## REQUIREMENTS
Look through the records below and give the number of lines holding the string "Output", nothing more.

## DATA FOR THIS EXERCISE
· · · ·

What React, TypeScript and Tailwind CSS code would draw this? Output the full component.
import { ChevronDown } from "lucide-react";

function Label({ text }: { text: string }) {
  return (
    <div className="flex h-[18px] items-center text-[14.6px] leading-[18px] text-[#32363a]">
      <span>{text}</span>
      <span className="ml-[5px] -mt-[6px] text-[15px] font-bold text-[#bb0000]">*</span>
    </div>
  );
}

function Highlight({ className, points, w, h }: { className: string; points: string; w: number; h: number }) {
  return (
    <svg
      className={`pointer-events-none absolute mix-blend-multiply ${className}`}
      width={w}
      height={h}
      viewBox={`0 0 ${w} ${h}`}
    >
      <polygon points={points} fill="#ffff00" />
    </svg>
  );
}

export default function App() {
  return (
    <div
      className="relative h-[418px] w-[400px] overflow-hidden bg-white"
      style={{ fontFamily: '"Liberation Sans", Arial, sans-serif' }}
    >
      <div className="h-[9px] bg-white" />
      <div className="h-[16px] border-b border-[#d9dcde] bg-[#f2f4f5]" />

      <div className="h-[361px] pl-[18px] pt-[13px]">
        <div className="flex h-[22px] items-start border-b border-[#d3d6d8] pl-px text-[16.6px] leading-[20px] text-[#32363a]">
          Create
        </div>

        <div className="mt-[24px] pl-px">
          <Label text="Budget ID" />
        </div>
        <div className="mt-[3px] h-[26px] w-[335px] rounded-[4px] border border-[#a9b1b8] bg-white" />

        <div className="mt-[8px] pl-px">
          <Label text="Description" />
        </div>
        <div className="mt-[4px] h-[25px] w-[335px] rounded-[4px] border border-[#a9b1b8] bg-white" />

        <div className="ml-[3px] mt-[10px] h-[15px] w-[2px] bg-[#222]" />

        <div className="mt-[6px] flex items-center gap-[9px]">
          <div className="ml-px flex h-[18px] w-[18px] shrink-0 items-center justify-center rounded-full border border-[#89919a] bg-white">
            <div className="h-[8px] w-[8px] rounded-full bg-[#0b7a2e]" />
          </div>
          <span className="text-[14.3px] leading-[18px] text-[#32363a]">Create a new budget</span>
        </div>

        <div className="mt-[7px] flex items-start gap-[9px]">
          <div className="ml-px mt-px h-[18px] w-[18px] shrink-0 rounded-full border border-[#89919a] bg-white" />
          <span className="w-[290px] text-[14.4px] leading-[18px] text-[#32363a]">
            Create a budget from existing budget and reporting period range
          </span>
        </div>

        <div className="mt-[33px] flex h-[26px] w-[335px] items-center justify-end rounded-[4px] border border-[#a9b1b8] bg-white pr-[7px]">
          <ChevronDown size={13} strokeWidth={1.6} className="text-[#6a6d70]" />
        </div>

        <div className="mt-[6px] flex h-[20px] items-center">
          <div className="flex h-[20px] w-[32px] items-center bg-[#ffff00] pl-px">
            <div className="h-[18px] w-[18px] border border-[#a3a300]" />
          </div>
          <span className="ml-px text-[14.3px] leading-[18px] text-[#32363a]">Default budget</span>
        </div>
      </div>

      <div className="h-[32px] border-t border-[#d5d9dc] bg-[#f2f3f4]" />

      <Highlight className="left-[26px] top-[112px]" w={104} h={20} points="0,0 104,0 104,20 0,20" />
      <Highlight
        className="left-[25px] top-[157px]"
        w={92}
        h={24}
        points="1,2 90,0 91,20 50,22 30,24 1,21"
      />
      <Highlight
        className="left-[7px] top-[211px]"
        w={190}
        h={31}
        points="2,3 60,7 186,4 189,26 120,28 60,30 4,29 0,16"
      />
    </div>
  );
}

· · · ·

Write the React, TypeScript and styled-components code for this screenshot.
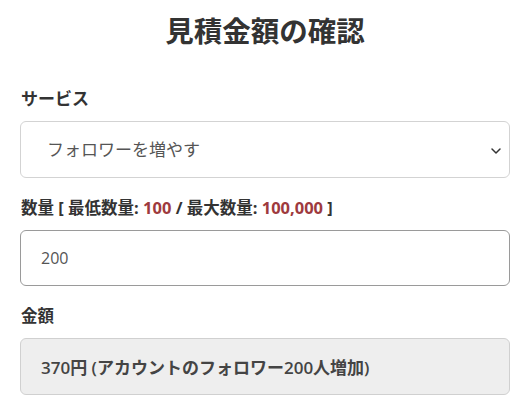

· · · ·

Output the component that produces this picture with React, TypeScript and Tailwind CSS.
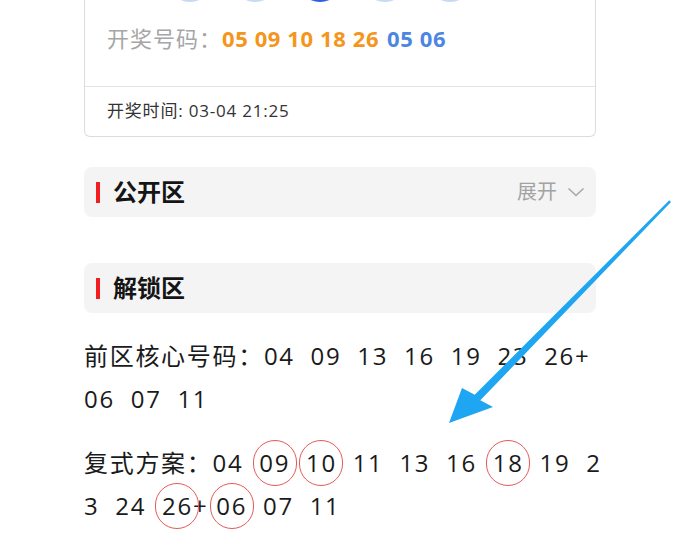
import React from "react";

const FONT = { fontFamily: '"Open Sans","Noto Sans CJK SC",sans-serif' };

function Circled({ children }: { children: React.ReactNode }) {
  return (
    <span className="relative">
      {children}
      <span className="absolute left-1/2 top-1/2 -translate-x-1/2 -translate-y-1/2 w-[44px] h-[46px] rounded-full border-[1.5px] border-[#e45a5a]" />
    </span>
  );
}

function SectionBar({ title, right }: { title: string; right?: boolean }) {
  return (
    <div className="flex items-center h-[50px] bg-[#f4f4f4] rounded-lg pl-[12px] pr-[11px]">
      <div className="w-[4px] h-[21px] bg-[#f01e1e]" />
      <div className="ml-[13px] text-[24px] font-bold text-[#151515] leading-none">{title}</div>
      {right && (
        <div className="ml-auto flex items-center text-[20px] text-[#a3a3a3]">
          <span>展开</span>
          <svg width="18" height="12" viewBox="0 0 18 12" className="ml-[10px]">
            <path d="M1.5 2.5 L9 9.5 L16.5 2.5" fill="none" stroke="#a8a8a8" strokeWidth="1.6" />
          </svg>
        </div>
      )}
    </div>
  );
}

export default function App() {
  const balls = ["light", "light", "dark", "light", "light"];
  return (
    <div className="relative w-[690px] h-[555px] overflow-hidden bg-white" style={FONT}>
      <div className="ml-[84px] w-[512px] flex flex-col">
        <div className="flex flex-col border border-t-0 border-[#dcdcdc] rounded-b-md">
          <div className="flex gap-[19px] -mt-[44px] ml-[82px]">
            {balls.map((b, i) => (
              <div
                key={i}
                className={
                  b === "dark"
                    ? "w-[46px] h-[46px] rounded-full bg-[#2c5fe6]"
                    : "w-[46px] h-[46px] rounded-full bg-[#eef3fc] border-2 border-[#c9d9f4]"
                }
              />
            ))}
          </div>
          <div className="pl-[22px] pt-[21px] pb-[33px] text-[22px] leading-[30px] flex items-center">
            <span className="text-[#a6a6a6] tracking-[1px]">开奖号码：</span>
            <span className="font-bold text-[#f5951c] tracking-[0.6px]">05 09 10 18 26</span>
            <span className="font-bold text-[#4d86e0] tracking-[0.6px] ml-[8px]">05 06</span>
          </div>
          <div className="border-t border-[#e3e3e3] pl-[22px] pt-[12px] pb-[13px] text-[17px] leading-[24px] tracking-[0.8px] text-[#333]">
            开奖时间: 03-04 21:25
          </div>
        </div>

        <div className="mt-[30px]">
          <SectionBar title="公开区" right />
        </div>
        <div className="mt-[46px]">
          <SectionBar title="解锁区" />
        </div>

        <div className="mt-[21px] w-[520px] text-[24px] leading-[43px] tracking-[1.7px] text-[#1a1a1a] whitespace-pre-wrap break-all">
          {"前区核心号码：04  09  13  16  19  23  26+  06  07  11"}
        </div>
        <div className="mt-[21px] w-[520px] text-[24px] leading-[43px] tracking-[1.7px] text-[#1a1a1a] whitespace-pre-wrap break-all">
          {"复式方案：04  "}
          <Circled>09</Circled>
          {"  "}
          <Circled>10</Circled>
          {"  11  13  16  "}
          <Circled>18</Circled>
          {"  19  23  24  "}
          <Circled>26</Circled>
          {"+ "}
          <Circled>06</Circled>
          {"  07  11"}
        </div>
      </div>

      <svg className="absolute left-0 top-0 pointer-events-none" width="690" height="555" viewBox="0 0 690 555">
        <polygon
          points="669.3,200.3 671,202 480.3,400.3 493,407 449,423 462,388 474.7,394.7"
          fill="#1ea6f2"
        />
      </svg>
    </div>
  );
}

· · · ·

## SOLUTION FOR THIS EXERCISE
2